Bureaucratic organization creates a complex web of indirection to achieve the same result as a lean business with a simple tool

At the helm of this bureaucratic pyramid sits the master bureaucrat. That individual isn’t evil, he or she just doesn’t know any better. He or she is a one-trick pony and will continue doing what he or she has always done. He or she will create new processes, review processes weekly, reprimand people for not following the process, demand more headcount to increase process throughput, etc. That individual will track KPI that measures the effectiveness of the process, the total paper burden that people on input or in the system have to endure, etc. Unfortunately, that individual will not see the process itself as a problem and try to eliminate it. He or she operates without trust and can’t afford a certain leap of faith that people will do the right things by themselves.
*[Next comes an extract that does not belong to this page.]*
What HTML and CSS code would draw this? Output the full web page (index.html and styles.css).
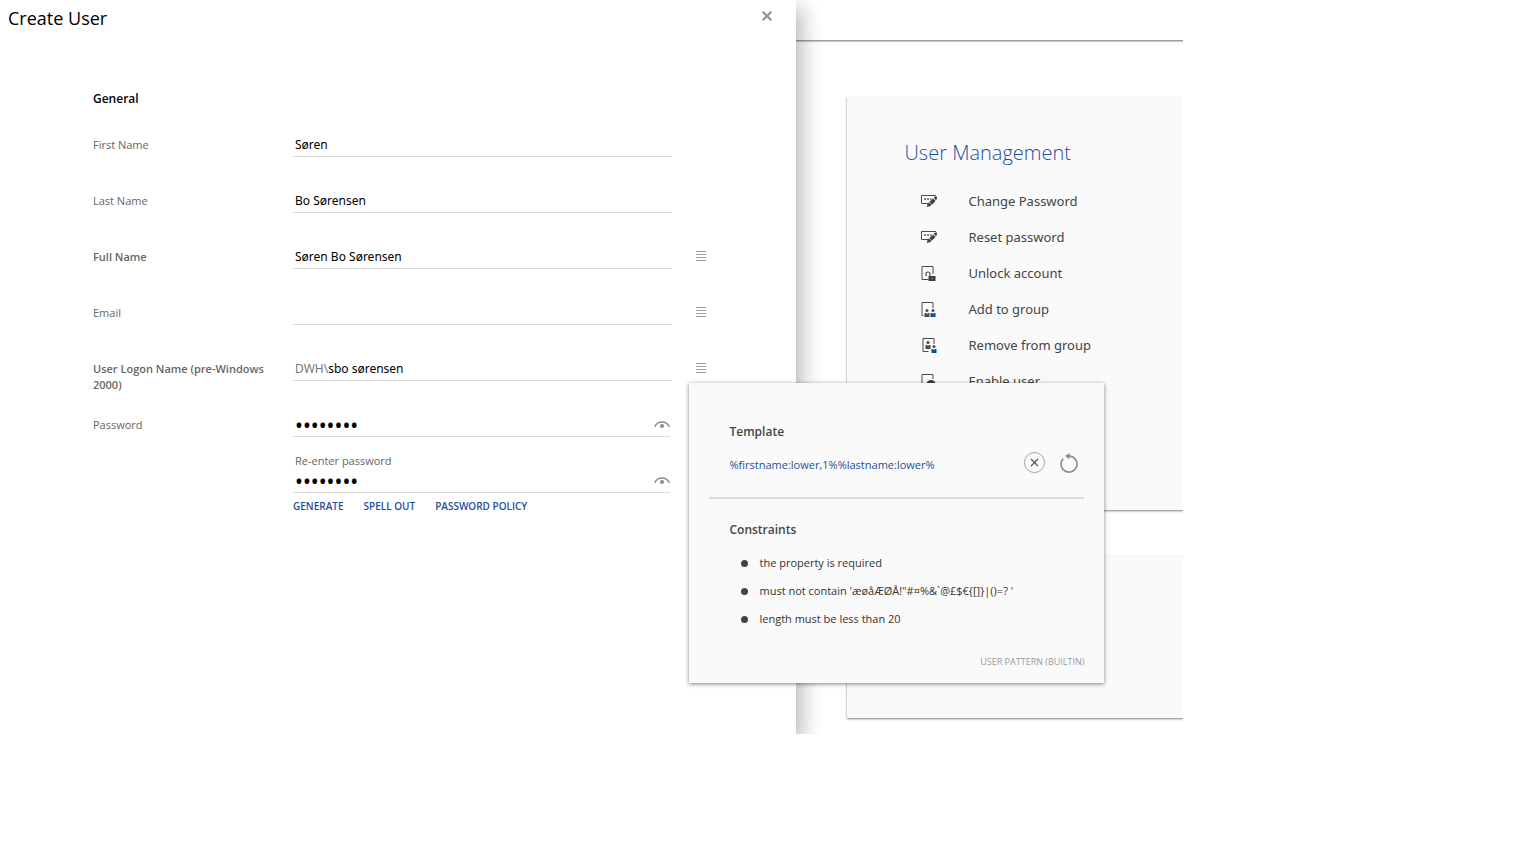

The danger bureaucracy represents is in pace and cost of innovation. The business will move slower and slower as people have to go through the approval process before they even start their task. A fun example – one of the teams I had the pleasure of working with, had a 4 week ramp-up time for new members. The permission acquisition process was so overwhelming and lengthy that for the whole month after joining the team, full of excitement and passion, people had to sit and wait.

The right course of action, as you might have already guessed by this point in the article, is the remove the bureaucrat. A fresh perspective is required to re-evaluate how the whole system operates. Someone without prior history or personal attachments to any decisions needs to be brought into the leadership role to shake the bureaucracy.